Upon withdrawing into my room after dinner, I was secretly touched with compassion towards the honest gentleman that had dined with us; and could not but consider, with a great deal of concern, how so good an heart, and such busy hands, were wholly employed in trifles; that so much humanity should be so little beneficial to others, and so much industry so little advantageous to himself. The same temper of mind, and application to affairs, might have recommended him to the public esteem, and have raised his fortune in another station of life. What good to his country, or himself, might not a trader or merchant have done with such useful, though ordinary, qualifications?

Will. Wimble's is the case of many a younger brother of a great family, who had rather see their children starve like gentlemen, than thrive in a trade or profession that is beneath their quality. This humour fills several parts of Europe with pride and beggary. It is the happiness of a trading nation, like ours, that the younger sons, though incapable of any liberal art or profession, may be placed in such a way of life, as may perhaps enable them to vie with the best of their family: accordingly, we find several citizens that were launched into the world with narrow fortunes, rising by an honest industry to greater estates than those of their elder brothers. It is not improbable but Will. was formerly tried at divinity, law, or physic; and that finding his genius did not lie that way, his parents gave him up at length to his own inventions. But certainly, however improper he might have been for studies of a higher nature, he was perfectly well turned for the occupations of trade and commerce. As I think this is a point which cannot be too much inculcated, I shall desire my reader to compare what I have here written with what I have said in my twenty-first speculation.

No. 110. FRIDAY, JULY 6.

Horror ubique animos, simul ipsa silentia terrent. VIRG. AT a little distance from Sir Roger's house, among the ruins of an old abbey, there is a long walk of aged elms; which are shot up so very high, that when one passes under them, the rooks and crows that rest upon the tops of them seem to be cawing in another region. I am very much de lighted with this sort of noise, which I consider as a kind of natural prayer to that Being who supplies the wants of his whole creation, and who, in the beautiful language of the Psalms, feedeth the young ravens that call upon him. I like this retirement the better, because of an ill report it lies under of being haunted; for which reason, (as I have been told in the family,) no living creature ever walks in it besides the chaplain. My good friend the butler desired me, with a very grave face, not to venture myself in it after sunset, for that one of the footmen had been almost frightened out of his wits by a spirit that appeared to him in the shape of a black horse without an head; to which he added, that about a month ago one of the maids coming home late that way with a pail of milk upon her head, heard such a rustling among the bushes that she let it fall.
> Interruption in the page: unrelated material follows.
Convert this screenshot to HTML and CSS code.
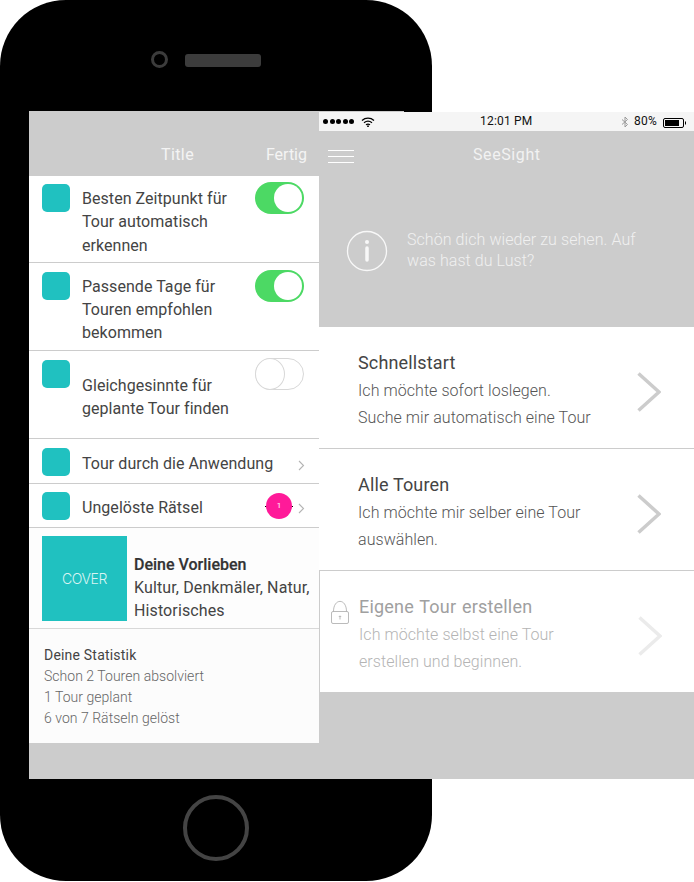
FILE: index.html
```html
<!DOCTYPE html>
<html lang="de">
<head>
<meta charset="utf-8">
<title>SeeSight</title>
<link rel="stylesheet" href="styles.css">
</head>
<body>
<div class="stage">
  <div class="phone">
    <span class="camera"></span>
    <span class="speaker"></span>
    <span class="phone-screen"></span>
    <span class="home"></span>
  </div>
  <div class="screens">
    <section class="settings">
      <header class="settings-head">
        <span class="settings-title">Title</span>
        <span class="settings-done">Fertig</span>
      </header>
      <div class="row row-first">
        <span class="tile"></span>
        <p class="row-text">Besten Zeitpunkt für<br>Tour automatisch<br>erkennen</p>
        <span class="toggle toggle-on"><span class="knob"></span></span>
      </div>
      <div class="row row-tall">
        <span class="tile"></span>
        <p class="row-text">Passende Tage für<br>Touren empfohlen<br>bekommen</p>
        <span class="toggle toggle-on"><span class="knob"></span></span>
      </div>
      <div class="row row-tall row-off">
        <span class="tile"></span>
        <p class="row-text">Gleichgesinnte für<br>geplante Tour finden</p>
        <span class="toggle toggle-off"><span class="knob"></span></span>
      </div>
      <div class="row row-link">
        <span class="tile"></span>
        <p class="row-text">Tour durch die Anwendung</p>
        <svg class="chev-small" viewBox="0 0 8 12" width="8" height="12"><path d="M1 1l4.500 4.500L1 10"/></svg>
      </div>
      <div class="row row-link row-last">
        <span class="tile"></span>
        <p class="row-text">Ungelöste Rätsel</p>
        <span class="badge">1</span>
        <svg class="chev-small" viewBox="0 0 8 12" width="8" height="12"><path d="M1 1l4.500 4.500L1 10"/></svg>
      </div>
      <div class="prefs">
        <div class="cover">COVER</div>
        <p class="prefs-text"><b>Deine Vorlieben</b><br>Kultur, Denkmäler, Natur,<br>Historisches</p>
      </div>
      <div class="stats">
        <h2 class="stats-title">Deine Statistik</h2>
        <p class="stats-line">Schon 2 Touren absolviert</p>
        <p class="stats-line">1 Tour geplant</p>
        <p class="stats-line">6 von 7 Rätseln gelöst</p>
      </div>
    </section>
    <section class="home-screen">
      <div class="status">
        <div class="status-left">
          <span class="dots"><i></i><i></i><i></i><i></i><i></i></span>
          <svg class="wifi" viewBox="0 0 14 10" width="14" height="10"><path d="M1 3.500C4.500 .4 9.500 .4 13 3.500M3 5.800C5.500 3.800 8.500 3.800 11 5.800M5 7.800C6.200 7 7.800 7 9 7.800"/><circle cx="7" cy="9.200" r=".9"/></svg>
        </div>
        <span class="status-time">12:01 PM</span>
        <div class="status-right">
          <svg class="bt" viewBox="0 0 8 12" width="8" height="12"><path d="M1 3.500l5.500 5L4 11V1l2.500 2.500L1 8.500"/></svg>
          <span class="pct">80%</span>
          <svg class="battery" viewBox="0 0 24 10" width="24" height="10"><rect x=".5" y=".5" width="20" height="9" rx="1.500" fill="none" stroke="#000"/><rect x="2" y="2" width="14" height="6" fill="#000"/><path d="M22 3.500h1v3h-1z" fill="#000"/></svg>
        </div>
      </div>
      <div class="hero">
        <div class="nav">
          <span class="burger"><i></i><i></i><i></i></span>
          <span class="nav-title">SeeSight</span>
        </div>
        <div class="hello">
          <svg class="info" viewBox="0 0 42 42" width="42" height="42"><circle cx="21" cy="21" r="19.500"/><circle class="info-dot" cx="21" cy="12" r="2"/><path d="M21 18v12"/></svg>
          <p class="hello-text">Schön dich wieder zu sehen. Auf<br>was hast du Lust?</p>
        </div>
      </div>
      <a class="item">
        <div class="item-body">
          <h3 class="item-title">Schnellstart</h3>
          <p class="item-sub">Ich möchte sofort loslegen.<br>Suche mir automatisch eine Tour</p>
        </div>
        <svg class="chev" viewBox="0 0 24 40" width="24" height="40"><path d="M1.500 1.500L22 20 1.500 38.500"/></svg>
      </a>
      <a class="item">
        <div class="item-body">
          <h3 class="item-title">Alle Touren</h3>
          <p class="item-sub">Ich möchte mir selber eine Tour<br>auswählen.</p>
        </div>
        <svg class="chev" viewBox="0 0 24 40" width="24" height="40"><path d="M1.500 1.500L22 20 1.500 38.500"/></svg>
      </a>
      <a class="item item-locked">
        <svg class="lock" viewBox="0 0 18 24" width="18" height="24"><path d="M2.500 11.500C2.500 -2 15.500 -2 15.500 11.500"/><rect x=".5" y="11.500" width="17" height="12" rx="1.500"/><path d="M9 19.500v-3.500M7.800 17l1.200-1.200L10.200 17"/></svg>
        <div class="item-body">
          <h3 class="item-title">Eigene Tour erstellen</h3>
          <p class="item-sub">Ich möchte selbst eine Tour<br>erstellen und beginnen.</p>
        </div>
        <svg class="chev" viewBox="0 0 24 40" width="24" height="40"><path d="M1.500 1.500L22 20 1.500 38.500"/></svg>
      </a>
    </section>
  </div>
</div>
</body>
</html>
```

FILE: styles.css
```css
* { box-sizing: border-box; }
html, body { margin: 0; padding: 0; background: #fff; }
body { font-family: Roboto, "Liberation Sans", sans-serif; color: #444; }
p, h2, h3 { margin: 0; font-weight: inherit; font-size: inherit; }

.stage { position: relative; width: 694px; height: 882px; overflow: hidden; }

.phone { position: absolute; left: 0; top: 0; width: 432px; height: 881px; background: #000; border-radius: 66px; }
.camera { position: absolute; left: 151px; top: 51px; width: 17px; height: 17px; border: 3px solid #3c3c3c; border-radius: 50%; }
.speaker { position: absolute; left: 185px; top: 54px; width: 76px; height: 13px; background: #3c3c3c; border-radius: 3px; }
.phone-screen { position: absolute; left: 29px; top: 111px; width: 375px; height: 668px; background: #ccc; }
.home { position: absolute; left: 183px; top: 795px; width: 66px; height: 66px; border: 4px solid #444; border-radius: 50%; }

.screens { position: absolute; left: 29px; top: 111px; display: flex; width: 665px; height: 668px; }

.settings { width: 290px; height: 632px; background: #fff; display: flex; flex-direction: column; }
.settings-head { position: relative; height: 65px; flex: none; background: #ccc; color: #f4f4f4; font-size: 16px; }
.settings-title { position: absolute; left: 132px; top: 34px; line-height: 19px; letter-spacing: .4px; }
.settings-done { position: absolute; right: 12px; top: 34px; line-height: 19px; }

.row { display: flex; position: relative; padding-left: 13px; border-bottom: 1px solid #ccc; font-size: 16px; line-height: 23px; letter-spacing: .05px; flex: none; }
.row-first { height: 87px; padding-top: 8px; line-height: 23.300px; }
.row-tall { height: 88px; padding-top: 9px; }
.row-first .row-text, .row-tall .row-text { padding-top: 3px; }
.row-off .row-text { padding-top: 14px; }
.row-link { height: 45px; padding-top: 9px; align-items: flex-start; }
.row-last { height: 44px; padding-top: 8px; }
.row-link .row-text { padding-top: 4px; flex: 1; }
.row-last::before { content: ""; position: absolute; left: 236px; top: 22px; width: 28px; height: 1px; background: #000; }
.tile { width: 28px; height: 28px; flex: none; background: #20c1c0; border-radius: 5px; margin-right: 12px; }
.row-text { color: #444; }

.toggle { position: absolute; left: 226px; top: 7px; width: 49px; height: 32px; border-radius: 16px; }
.row-first .toggle { top: 6px; }
.toggle-on { background: #4cd964; }
.toggle-off { background: #fff; border: 1px solid #d8d8d8; }
.knob { position: absolute; left: 19px; top: 2px; width: 28px; height: 28px; border-radius: 50%; background: #fff; }
.toggle-off .knob { left: -1px; top: -1px; width: 30px; height: 32px; border: 1px solid #d8d8d8; background: #fff; }

.chev-small { position: absolute; left: 269px; top: 21px; fill: none; stroke: #b4b4b4; stroke-width: 1.100; }
.row-last .chev-small { top: 19px; }
.badge { position: absolute; left: 237px; top: 9px; width: 26px; height: 26px; border-radius: 50%; background: #ff1a99; color: #fff; font-size: 8px; line-height: 26px; text-align: center; }

.prefs { height: 101px; flex: none; display: flex; padding: 8px 0 0 13px; background: #fdfdfd; border-bottom: 1px solid #d8d8d8; }
.cover { width: 85px; height: 85px; flex: none; background: #20c1c0; color: #d8f4f3; font: 300 14px/85px Inter, "Liberation Sans", sans-serif; letter-spacing: -.35px; text-align: center; margin-right: 7px; }
.prefs-text { font-size: 16px; line-height: 23px; padding-top: 17px; color: #444; white-space: nowrap; letter-spacing: .12px; }
.prefs-text b { font-weight: 500; color: #333; letter-spacing: 0; -webkit-text-stroke: .2px #333; }

.stats { flex: 1; padding: 16px 0 0 15px; background: #fcfcfc; font-size: 14px; line-height: 21px; }
.stats-title { color: #444; font-weight: 400; letter-spacing: .2px; }
.stats-line { color: #666; font-weight: 300; letter-spacing: .03px; }

.home-screen { width: 375px; height: 667px; margin-top: 1px; background: #ccc; display: flex; flex-direction: column; }
.status { height: 19px; flex: none; background: #f5f5f5; display: flex; align-items: center; justify-content: space-between; position: relative; color: #111; font-size: 12px; }
.status-left { display: flex; align-items: center; gap: 7px; padding-left: 4px; }
.dots { display: flex; gap: 1.500px; }
.dots i { width: 5px; height: 5px; border-radius: 50%; background: #000; }
.wifi { fill: #000; stroke: none; }
.wifi path { fill: none; stroke: #000; stroke-width: 1.300; }
.status-time { position: absolute; left: 161px; top: 1px; line-height: 17px; letter-spacing: .2px; }
.status-right { display: flex; align-items: center; gap: 5px; padding-right: 7px; }
.bt { fill: none; stroke: #999; stroke-width: 1; }
.pct { line-height: 17px; letter-spacing: .2px; margin-right: 1px; }
.battery { margin-top: 2px; }

.hero { height: 196px; flex: none; display: flex; flex-direction: column; color: #f2f2f2; }
.nav { position: relative; height: 47px; flex: none; }
.burger { position: absolute; left: 9px; top: 19px; display: flex; flex-direction: column; gap: 5px; }
.burger i { display: block; width: 26px; height: 1px; background: #fff; }
.nav-title { position: absolute; left: 154px; top: 14px; line-height: 19px; font-size: 16px; letter-spacing: .6px; }
.hello { display: flex; align-items: center; padding: 50px 0 0 27px; }
.info { fill: none; stroke: #f8f8f8; stroke-width: 1.300; margin: 2px 19px 0 0; }
.info path { stroke-width: 3.500; stroke-linecap: round; }
.info-dot { fill: #f8f8f8; stroke: none; }
.hello-text { font-size: 16px; font-weight: 300; line-height: 21px; color: #f0f0f0; letter-spacing: .07px; }

.item { height: 122px; flex: none; display: flex; align-items: center; position: relative; background: #fff; border-bottom: 1px solid #ccc; padding-left: 39px; }
.item-body { padding-top: 5px; }
.item-title { font-size: 18px; line-height: 27px; color: #444; font-weight: 400; letter-spacing: .15px; margin-bottom: 1px; }
.item-sub { font-size: 16px; line-height: 27px; font-weight: 300; color: #555; letter-spacing: .06px; }
.chev { position: absolute; left: 318px; top: 45px; fill: none; stroke: #ccc; stroke-width: 3.500; }
.item-locked { height: 121px; border-bottom: 0; border-left: 1px solid #ccc; }
.item-locked .item-title { color: #a0a0a0; letter-spacing: .2px; word-spacing: 1px; }
.item-locked .item-sub { color: #b4b4b4; }
.item-locked .chev { stroke: #ebebeb; }
.lock { position: absolute; left: 11px; top: 29px; fill: none; stroke: #aaa; stroke-width: .8; }
```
I was taking a walk in this place last night between the hours of nine and ten, and could not but fancy it one of the most proper scenes in the world for a ghost to appear in. The ruins of the abbey are scattered up and down on every side, and half covered with ivy and elder bushes, the harbours of several solitary birds, which seldom make their appearance till the dusk of the evening. The place was formerly a church-yard, and has still several marks in it of graves and burying-places. There is such an echo among the old ruins and vaults, that if you stamp but a little louder than ordinary, you hear the sound repeated. At the same time the walk of elms, with the croaking of the ravens, which from time to time are heard from the tops of them, looks exceeding solemn and venerable. These objects naturally raise seriousness and attention: and when night heightens the awfulness of the place, and pours out her supernumerary horrors upon everything in it, I do not at all wonder that weak minds fill it with spectres and apparitions.
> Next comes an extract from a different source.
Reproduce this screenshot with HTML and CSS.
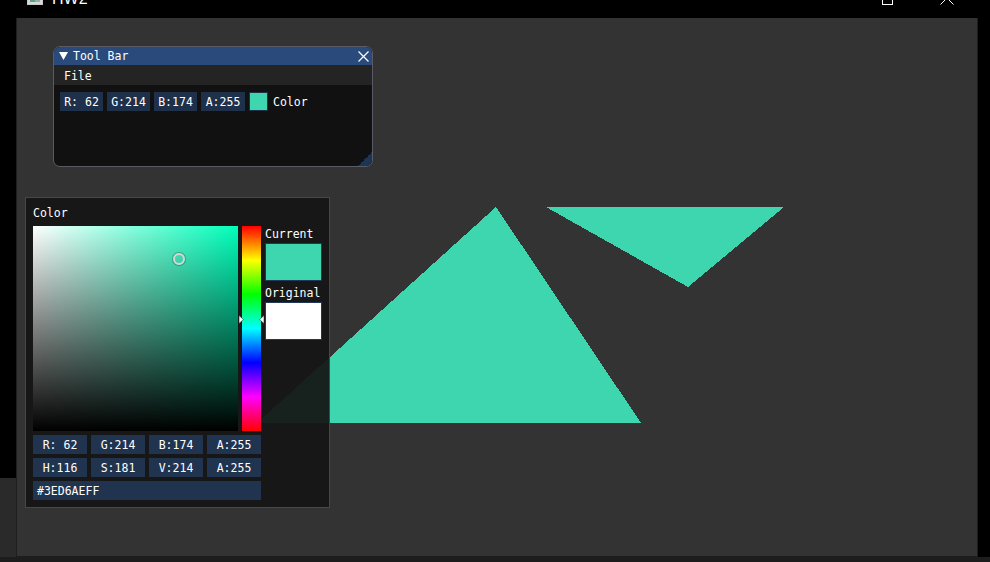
FILE: index.html
```html
<!DOCTYPE html>
<html>
<head>
<meta charset="utf-8">
<title>HW2</title>
<link rel="stylesheet" href="styles.css">
</head>
<body>
<div class="screen">
  <div class="leftstrip"></div>
  <div class="app">
    <div class="titlebar">
      <div class="appicon"><div class="appicon-inner"></div></div>
      <span class="apptitle">HW2</span>
      <div class="maxbtn"></div>
      <svg class="closebtn" width="14" height="14" viewBox="0 0 14 14"><path d="M0.5 0.5 L13.5 13.5 M13.5 0.5 L0.5 13.5" stroke="#fff" stroke-width="1" fill="none"/></svg>
    </div>
    <div class="client">
      <svg class="scene" width="960" height="538" viewBox="0 0 960 538" shape-rendering="crispEdges">
        <polygon points="479,189 240,405 624,405" fill="#3ed6ae"/>
        <polygon points="529,189 767,189 671,269" fill="#3ed6ae"/>
      </svg>

      <div class="tb-win">
        <div class="tb-title">
          <svg class="tb-arrow" width="9" height="8" viewBox="0 0 9 8"><polygon points="0,0 9,0 4.5,8" fill="#fff"/></svg>
          <span class="tb-title-text">Tool Bar</span>
          <svg class="tb-close" width="11" height="11" viewBox="0 0 11 11"><path d="M0.5 0.5 L10.5 10.5 M10.5 0.5 L0.5 10.5" stroke="#fff" stroke-width="1.2" fill="none"/></svg>
        </div>
        <div class="tb-menu"><span>File</span></div>
        <div class="tb-body">
          <div class="tb-row">
            <div class="fbox">R: 62</div>
            <div class="fbox">G:214</div>
            <div class="fbox">B:174</div>
            <div class="fbox fbox-wide">A:255</div>
            <div class="swatch"></div>
            <span class="swatch-label">Color</span>
          </div>
          <div class="grip"></div>
        </div>
      </div>

      <div class="pop">
        <div class="pop-label">Color</div>
        <div class="picker">
          <div class="sv">
            <div class="sv-cursor"></div>
          </div>
          <div class="hue">
            <svg class="hue-arrows" width="25" height="9" viewBox="0 0 25 9">
              <polygon points="0,0.5 4.5,4.5 0,8.5" fill="#fff" stroke="#333" stroke-width="0.6"/>
              <polygon points="25,0.5 20.5,4.5 25,8.5" fill="#fff" stroke="#333" stroke-width="0.6"/>
            </svg>
          </div>
          <div class="side">
            <div class="side-label">Current</div>
            <div class="big-swatch big-current"></div>
            <div class="side-label">Original</div>
            <div class="big-swatch big-original"></div>
          </div>
        </div>
        <div class="rows">
          <div class="pbox">R: 62</div>
          <div class="pbox">G:214</div>
          <div class="pbox">B:174</div>
          <div class="pbox">A:255</div>
          <div class="pbox">H:116</div>
          <div class="pbox">S:181</div>
          <div class="pbox">V:214</div>
          <div class="pbox">A:255</div>
          <div class="pbox hex">#3ED6AEFF</div>
        </div>
      </div>
    </div>
  </div>
  <div class="rightstrip"></div>
</div>
</body>
</html>
```
FILE: styles.css
```css
html, body {
  margin: 0;
  padding: 0;
  background: #000;
}
body {
  font-family: "DejaVu Sans Mono", "Liberation Mono", monospace;
  font-size: 11.5px;
  color: #fff;
}
.screen {
  width: 990px;
  height: 562px;
  display: flex;
  align-items: flex-start;
  background: linear-gradient(#000 0 557px, #1d1d1d 557px);
  overflow: hidden;
}
.leftstrip {
  width: 16px;
  height: 557px;
  flex: none;
  background: linear-gradient(#000 0 478px, #2a2a2a 478px);
}
.rightstrip {
  width: 12px;
  height: 557px;
  flex: none;
  background: #000;
}
.app {
  width: 962px;
  height: 557px;
  flex: none;
  display: flex;
  flex-direction: column;
}
.titlebar {
  height: 18px;
  flex: none;
  background: #000;
  display: flex;
  align-items: flex-start;
  overflow: hidden;
}
.appicon {
  width: 16px;
  height: 16px;
  margin-left: 11px;
  margin-top: -11px;
  box-sizing: border-box;
  border: 1px solid #c9c9c9;
  background: #d8d8d8;
  padding: 2px;
  flex: none;
}
.appicon-inner {
  width: 100%;
  height: 100%;
  background: linear-gradient(90deg, #5aa27a 0 55%, #8fb1a8 55%);
}
.apptitle {
  font-family: "Liberation Sans", Arial, sans-serif;
  font-size: 16px;
  line-height: 16px;
  margin-left: 9px;
  margin-top: -9px;
  color: #fff;
}
.maxbtn {
  width: 11px;
  height: 11px;
  box-sizing: border-box;
  border: 1px solid #fff;
  margin-left: auto;
  margin-top: -6px;
  flex: none;
}
.closebtn {
  margin-left: 47px;
  margin-right: 24px;
  margin-top: -9px;
  flex: none;
}
.client {
  position: relative;
  height: 539px;
  box-sizing: border-box;
  background: #333333;
  border: 1px solid #1e1e1e;
  border-top: 0;
}
.scene {
  position: absolute;
  left: 0;
  top: 0;
}

/* Tool Bar window */
.tb-win {
  position: absolute;
  left: 36px;
  top: 28px;
  width: 320px;
  height: 121px;
  box-sizing: border-box;
  border: 1px solid #5a5a64;
  border-radius: 7px;
  overflow: hidden;
  background: #111111;
  display: flex;
  flex-direction: column;
}
.tb-title {
  height: 18px;
  flex: none;
  background: #294a7a;
  display: flex;
  align-items: center;
  padding-left: 5px;
}
.tb-arrow {
  flex: none;
}
.tb-title-text {
  margin-left: 5px;
  line-height: 15px;
  padding-top: 1px;
}
.tb-close {
  margin-left: auto;
  margin-right: 3px;
  flex: none;
}
.tb-menu {
  height: 20px;
  flex: none;
  background: #242424;
  display: flex;
  align-items: center;
  padding-left: 10px;
  padding-top: 1px;
  box-sizing: border-box;
}
.tb-body {
  flex: 1;
  position: relative;
  padding: 7px 6px;
}
.tb-row {
  display: flex;
  align-items: center;
  gap: 4px;
}
.fbox {
  width: 43px;
  height: 19px;
  box-sizing: border-box;
  padding-top: 1px;
  background: #1e304a;
  display: flex;
  align-items: center;
  justify-content: center;
  line-height: 13px;
}
.fbox-wide {
  width: 44px;
}
.swatch {
  width: 19px;
  height: 19px;
  box-sizing: border-box;
  border: 1px solid #1e304a;
  background: #3ed6ae;
}
.swatch-label {
  margin-left: 1px;
  line-height: 13px;
  padding-top: 1px;
}
.grip {
  position: absolute;
  right: 0;
  bottom: 0;
  width: 14px;
  height: 14px;
  background: linear-gradient(to top left, #1d3555 50%, transparent 50%);
}

/* Color picker popup */
.pop {
  position: absolute;
  left: 8px;
  top: 179px;
  width: 305px;
  height: 311px;
  box-sizing: border-box;
  border: 1px solid #474747;
  background: rgba(21, 21, 21, 0.94);
  padding: 7px;
}
.pop-label {
  height: 13px;
  line-height: 17px;
  margin-bottom: 8px;
}
.picker {
  display: flex;
  gap: 4px;
}
.sv {
  width: 205px;
  height: 205px;
  flex: none;
  position: relative;
  background:
    linear-gradient(to top, #000 0%, rgba(0, 0, 0, 0) 100%),
    linear-gradient(to right, #fff 0%, #00ffba 100%);
}
.sv-cursor {
  position: absolute;
  left: 140px;
  top: 27px;
  width: 12px;
  height: 12px;
  box-sizing: border-box;
  border-radius: 50%;
  border: 2px solid #d6d6d6;
  box-shadow: 0 0 0 1px rgba(0, 0, 0, 0.25);
}
.hue {
  width: 19px;
  height: 205px;
  flex: none;
  position: relative;
  background: linear-gradient(#f00 0%, #ff0 16.67%, #0f0 33.33%, #0ff 50%, #00f 66.67%, #f0f 83.33%, #f00 100%);
}
.hue-arrows {
  position: absolute;
  left: -3px;
  top: 89px;
}
.side {
  width: 57px;
  flex: none;
  display: flex;
  flex-direction: column;
}
.side-label {
  height: 13px;
  line-height: 17px;
  margin-bottom: 4px;
}
.big-swatch {
  height: 38px;
  box-sizing: border-box;
  border: 1px solid #22385a;
  margin-bottom: 4px;
}
.big-current {
  background: #3ed6ae;
}
.big-original {
  background: #ffffff;
}
.rows {
  margin-top: 4px;
  width: 228px;
  display: grid;
  grid-template-columns: repeat(4, 54px);
  gap: 4px;
}
.pbox {
  height: 19px;
  box-sizing: border-box;
  padding-top: 1px;
  background: #21344f;
  display: flex;
  align-items: center;
  justify-content: center;
  line-height: 13px;
}
.hex {
  grid-column: 1 / -1;
  justify-content: flex-start;
  padding-left: 4px;
}
```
Mr. Locke, in his chapter of the association of ideas, has very curious remarks to show how, by the prejudice of education, one idea often introduces into the mind a whole set that bear no resemblance to one another in the nature of things. Among several examples of this kind, he produces the following instance. "The ideas of goblins and sprites have really no more to do with darkness than light; yet let but a foolish maid inculcate these often on the mind of a child, and raise them there together, possibly he shall never be able to separate them again so long as he lives; but darkness shall ever afterward bring with it those frightful ideas, and they shall be so joined, that he can no more bear the one than the other."

As I was walking in this solitude, where the dusk of the evening conspired with so many other occasions of terror, I observed a cow grazing not far from me, which an imagination that is apt to startle might easily have construed into a black horse without an head: and I dare say the poor footman lost his wits upon some such trivial occasion.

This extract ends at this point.